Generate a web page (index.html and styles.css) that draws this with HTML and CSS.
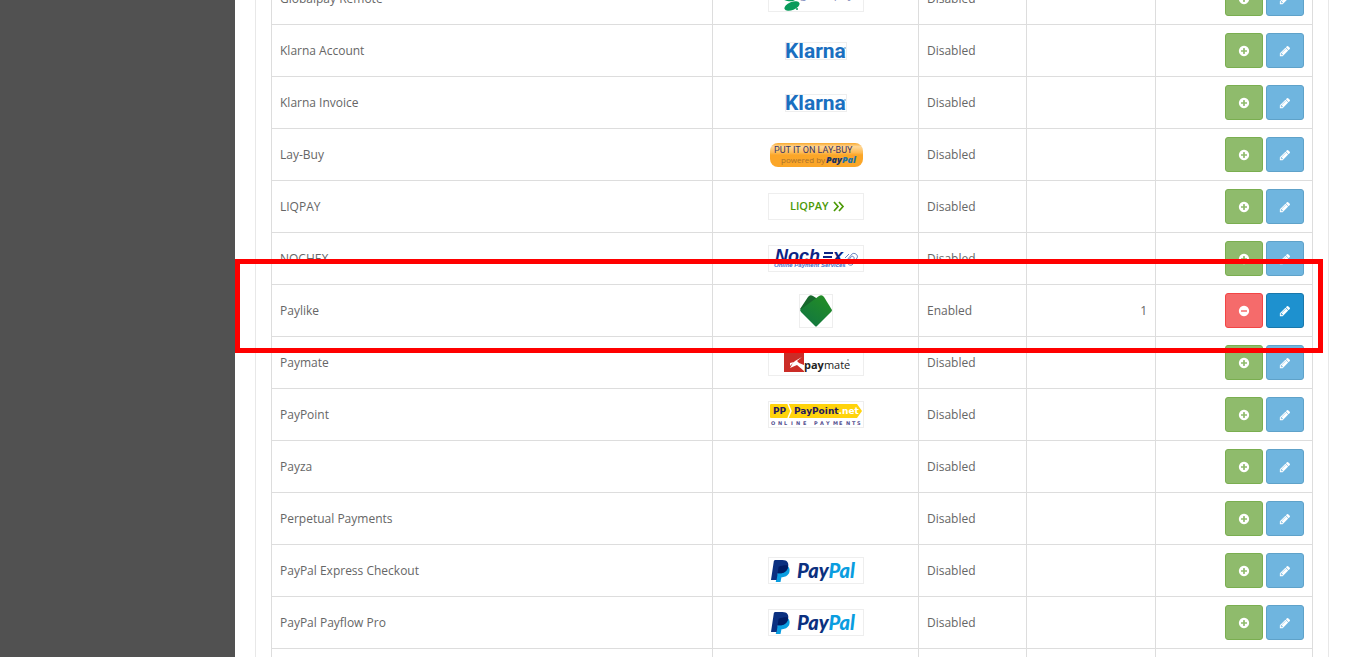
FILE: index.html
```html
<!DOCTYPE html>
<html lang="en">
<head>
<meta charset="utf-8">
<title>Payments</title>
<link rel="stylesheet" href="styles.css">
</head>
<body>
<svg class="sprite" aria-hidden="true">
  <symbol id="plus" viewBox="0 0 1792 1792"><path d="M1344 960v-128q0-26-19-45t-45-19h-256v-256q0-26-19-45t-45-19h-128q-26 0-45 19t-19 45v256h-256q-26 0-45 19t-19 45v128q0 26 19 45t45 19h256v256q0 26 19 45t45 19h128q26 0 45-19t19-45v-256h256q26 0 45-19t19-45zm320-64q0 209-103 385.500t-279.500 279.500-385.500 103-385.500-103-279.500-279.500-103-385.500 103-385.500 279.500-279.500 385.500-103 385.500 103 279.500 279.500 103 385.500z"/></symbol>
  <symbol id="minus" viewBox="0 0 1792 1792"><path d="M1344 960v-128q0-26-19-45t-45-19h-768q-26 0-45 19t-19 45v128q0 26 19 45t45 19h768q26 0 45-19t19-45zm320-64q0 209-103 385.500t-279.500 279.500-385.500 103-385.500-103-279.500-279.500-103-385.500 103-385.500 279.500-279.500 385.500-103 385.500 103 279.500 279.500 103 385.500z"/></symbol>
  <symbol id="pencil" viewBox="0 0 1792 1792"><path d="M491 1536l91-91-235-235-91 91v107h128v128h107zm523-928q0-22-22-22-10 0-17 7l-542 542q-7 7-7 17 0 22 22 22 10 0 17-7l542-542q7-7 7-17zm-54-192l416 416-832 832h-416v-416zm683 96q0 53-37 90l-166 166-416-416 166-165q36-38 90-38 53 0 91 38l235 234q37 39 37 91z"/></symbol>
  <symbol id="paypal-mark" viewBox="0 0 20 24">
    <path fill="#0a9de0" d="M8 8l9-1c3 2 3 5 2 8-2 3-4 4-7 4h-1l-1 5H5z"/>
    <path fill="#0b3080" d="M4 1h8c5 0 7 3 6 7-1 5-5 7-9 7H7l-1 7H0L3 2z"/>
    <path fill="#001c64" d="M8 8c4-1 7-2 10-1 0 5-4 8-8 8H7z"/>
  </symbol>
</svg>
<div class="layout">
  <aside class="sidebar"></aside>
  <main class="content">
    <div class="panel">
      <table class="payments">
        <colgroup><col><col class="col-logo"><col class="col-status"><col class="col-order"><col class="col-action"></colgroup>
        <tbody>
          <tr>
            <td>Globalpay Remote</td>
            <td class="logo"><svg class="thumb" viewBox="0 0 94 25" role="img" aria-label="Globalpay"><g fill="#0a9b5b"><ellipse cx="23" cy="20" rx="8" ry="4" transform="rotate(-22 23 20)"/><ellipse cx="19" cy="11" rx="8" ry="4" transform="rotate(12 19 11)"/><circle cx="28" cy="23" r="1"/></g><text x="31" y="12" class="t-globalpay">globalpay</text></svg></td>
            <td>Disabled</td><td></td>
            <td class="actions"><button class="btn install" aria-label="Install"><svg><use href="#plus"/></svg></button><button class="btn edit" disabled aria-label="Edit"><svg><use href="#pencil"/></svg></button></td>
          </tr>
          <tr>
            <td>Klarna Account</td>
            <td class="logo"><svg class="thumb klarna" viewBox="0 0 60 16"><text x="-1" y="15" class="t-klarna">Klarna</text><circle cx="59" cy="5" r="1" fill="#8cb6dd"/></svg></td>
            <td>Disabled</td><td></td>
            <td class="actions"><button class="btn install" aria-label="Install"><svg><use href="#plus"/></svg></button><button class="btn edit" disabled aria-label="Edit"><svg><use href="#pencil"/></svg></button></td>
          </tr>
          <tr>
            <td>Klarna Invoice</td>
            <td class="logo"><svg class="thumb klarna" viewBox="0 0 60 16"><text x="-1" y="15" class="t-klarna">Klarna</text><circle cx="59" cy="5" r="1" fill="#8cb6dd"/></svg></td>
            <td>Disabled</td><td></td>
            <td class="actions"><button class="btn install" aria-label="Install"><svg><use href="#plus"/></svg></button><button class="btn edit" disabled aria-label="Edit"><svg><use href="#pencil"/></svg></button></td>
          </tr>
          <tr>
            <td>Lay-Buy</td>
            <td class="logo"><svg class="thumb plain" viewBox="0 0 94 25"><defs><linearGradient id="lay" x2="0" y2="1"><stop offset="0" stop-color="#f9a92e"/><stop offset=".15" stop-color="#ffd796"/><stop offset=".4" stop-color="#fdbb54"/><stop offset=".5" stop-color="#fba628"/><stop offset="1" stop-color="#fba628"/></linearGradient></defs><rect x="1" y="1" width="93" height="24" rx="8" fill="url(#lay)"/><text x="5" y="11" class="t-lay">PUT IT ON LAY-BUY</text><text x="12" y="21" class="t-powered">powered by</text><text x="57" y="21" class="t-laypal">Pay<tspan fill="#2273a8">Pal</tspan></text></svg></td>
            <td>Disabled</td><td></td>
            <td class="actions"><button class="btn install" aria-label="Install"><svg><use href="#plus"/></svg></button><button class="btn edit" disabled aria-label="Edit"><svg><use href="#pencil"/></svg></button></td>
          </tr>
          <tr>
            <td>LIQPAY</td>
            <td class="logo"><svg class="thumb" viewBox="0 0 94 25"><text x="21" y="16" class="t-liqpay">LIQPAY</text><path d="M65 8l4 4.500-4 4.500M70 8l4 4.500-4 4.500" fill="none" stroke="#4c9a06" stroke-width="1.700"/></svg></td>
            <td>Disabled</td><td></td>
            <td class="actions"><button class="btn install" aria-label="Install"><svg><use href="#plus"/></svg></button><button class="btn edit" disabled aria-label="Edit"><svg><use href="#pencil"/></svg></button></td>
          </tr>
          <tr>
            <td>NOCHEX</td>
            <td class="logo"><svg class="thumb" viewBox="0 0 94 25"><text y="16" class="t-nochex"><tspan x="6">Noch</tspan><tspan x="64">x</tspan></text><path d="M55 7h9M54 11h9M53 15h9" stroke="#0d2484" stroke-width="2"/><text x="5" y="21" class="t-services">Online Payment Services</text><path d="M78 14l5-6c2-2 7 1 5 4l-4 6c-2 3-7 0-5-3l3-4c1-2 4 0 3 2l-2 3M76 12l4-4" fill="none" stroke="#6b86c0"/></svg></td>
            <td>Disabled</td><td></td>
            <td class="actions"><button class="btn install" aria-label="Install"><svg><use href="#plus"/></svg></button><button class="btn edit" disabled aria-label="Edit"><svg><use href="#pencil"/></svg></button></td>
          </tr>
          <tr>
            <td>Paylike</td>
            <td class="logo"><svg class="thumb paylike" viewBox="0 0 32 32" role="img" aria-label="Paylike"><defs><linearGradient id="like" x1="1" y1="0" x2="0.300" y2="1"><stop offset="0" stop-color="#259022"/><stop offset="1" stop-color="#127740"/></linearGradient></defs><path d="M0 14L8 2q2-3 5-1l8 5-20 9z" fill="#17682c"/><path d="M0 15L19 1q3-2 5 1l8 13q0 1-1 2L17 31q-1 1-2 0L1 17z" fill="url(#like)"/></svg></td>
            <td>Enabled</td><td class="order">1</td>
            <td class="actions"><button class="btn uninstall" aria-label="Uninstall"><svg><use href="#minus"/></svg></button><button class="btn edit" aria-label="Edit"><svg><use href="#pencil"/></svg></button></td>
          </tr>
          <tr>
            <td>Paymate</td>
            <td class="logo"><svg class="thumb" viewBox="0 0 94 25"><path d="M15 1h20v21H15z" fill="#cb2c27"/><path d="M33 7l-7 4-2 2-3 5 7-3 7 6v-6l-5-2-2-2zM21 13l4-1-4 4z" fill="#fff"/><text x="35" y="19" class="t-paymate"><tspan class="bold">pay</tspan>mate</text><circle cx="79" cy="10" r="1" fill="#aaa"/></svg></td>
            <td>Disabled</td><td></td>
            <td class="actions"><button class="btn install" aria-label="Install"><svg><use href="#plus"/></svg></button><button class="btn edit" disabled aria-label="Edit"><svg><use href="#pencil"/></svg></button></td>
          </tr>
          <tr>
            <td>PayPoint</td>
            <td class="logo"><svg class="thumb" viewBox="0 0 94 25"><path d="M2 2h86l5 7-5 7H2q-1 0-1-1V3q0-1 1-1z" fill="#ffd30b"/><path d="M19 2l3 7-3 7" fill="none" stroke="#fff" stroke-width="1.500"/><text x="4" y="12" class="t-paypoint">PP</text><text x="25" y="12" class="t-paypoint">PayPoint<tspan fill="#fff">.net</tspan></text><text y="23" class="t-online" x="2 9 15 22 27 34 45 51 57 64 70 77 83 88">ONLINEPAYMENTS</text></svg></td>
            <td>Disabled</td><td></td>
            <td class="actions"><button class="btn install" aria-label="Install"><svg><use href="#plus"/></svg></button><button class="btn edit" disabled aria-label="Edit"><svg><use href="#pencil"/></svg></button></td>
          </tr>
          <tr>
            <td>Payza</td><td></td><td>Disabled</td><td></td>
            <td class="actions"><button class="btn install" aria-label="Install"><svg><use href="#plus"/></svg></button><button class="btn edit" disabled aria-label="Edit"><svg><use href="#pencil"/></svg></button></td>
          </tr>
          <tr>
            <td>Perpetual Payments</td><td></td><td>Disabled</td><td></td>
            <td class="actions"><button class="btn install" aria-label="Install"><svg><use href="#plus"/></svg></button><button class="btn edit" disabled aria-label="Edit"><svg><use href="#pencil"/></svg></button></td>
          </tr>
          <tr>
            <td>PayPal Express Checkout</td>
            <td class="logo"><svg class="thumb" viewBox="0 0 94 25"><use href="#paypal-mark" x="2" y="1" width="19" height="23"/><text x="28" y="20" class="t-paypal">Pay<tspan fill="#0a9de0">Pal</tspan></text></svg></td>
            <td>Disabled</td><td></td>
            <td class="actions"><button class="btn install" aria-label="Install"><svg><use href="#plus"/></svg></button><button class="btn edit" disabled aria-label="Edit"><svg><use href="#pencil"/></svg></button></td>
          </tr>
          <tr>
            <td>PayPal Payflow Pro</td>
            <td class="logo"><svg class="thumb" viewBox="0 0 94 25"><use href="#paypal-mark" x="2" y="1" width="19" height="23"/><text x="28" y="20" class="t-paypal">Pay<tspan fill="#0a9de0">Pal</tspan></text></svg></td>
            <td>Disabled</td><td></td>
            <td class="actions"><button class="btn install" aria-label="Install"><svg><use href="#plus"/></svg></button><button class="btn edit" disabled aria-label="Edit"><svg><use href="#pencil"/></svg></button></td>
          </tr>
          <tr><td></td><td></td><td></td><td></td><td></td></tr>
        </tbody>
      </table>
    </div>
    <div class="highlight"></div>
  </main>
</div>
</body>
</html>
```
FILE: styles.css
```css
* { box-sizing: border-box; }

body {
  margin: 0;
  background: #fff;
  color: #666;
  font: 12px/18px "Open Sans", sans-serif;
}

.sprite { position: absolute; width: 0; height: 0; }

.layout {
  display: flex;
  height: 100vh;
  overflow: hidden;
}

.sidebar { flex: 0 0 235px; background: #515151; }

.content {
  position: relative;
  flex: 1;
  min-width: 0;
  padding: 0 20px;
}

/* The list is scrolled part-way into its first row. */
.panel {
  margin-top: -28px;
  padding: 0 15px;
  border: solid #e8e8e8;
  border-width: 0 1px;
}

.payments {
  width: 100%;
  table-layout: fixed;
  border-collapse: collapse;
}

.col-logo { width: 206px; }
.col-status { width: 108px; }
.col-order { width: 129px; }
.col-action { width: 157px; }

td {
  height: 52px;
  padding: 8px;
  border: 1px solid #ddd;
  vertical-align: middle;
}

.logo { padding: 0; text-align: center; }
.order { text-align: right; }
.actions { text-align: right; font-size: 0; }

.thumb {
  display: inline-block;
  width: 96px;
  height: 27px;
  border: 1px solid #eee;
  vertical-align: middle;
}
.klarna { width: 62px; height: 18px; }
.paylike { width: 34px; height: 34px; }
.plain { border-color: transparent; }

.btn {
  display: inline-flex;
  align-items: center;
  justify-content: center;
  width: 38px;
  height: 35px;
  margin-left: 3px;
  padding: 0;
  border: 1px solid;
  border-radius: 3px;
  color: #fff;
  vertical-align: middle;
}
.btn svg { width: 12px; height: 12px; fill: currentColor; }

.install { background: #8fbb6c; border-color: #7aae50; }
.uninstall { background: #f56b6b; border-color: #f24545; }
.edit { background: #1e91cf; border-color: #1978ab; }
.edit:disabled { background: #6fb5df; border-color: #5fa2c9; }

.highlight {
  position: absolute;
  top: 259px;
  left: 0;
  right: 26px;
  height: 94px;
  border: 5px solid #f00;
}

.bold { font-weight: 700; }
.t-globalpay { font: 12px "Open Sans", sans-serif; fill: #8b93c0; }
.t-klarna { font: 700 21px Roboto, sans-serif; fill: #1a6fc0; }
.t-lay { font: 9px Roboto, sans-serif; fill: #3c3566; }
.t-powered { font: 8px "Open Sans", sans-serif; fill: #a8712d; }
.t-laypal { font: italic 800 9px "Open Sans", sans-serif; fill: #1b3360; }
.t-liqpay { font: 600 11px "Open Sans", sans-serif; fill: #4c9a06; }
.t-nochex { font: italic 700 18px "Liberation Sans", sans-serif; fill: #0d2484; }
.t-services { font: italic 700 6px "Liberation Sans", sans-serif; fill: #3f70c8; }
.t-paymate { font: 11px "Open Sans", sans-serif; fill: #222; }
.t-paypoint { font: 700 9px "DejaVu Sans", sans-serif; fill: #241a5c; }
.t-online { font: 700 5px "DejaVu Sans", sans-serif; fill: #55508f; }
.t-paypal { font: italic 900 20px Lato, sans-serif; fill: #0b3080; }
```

**What the task requires:** Collect each line holding the string "index".

**Response to the exercise:**
Generate a web page (index.html and styles.css) that draws this with HTML and CSS.
FILE: index.html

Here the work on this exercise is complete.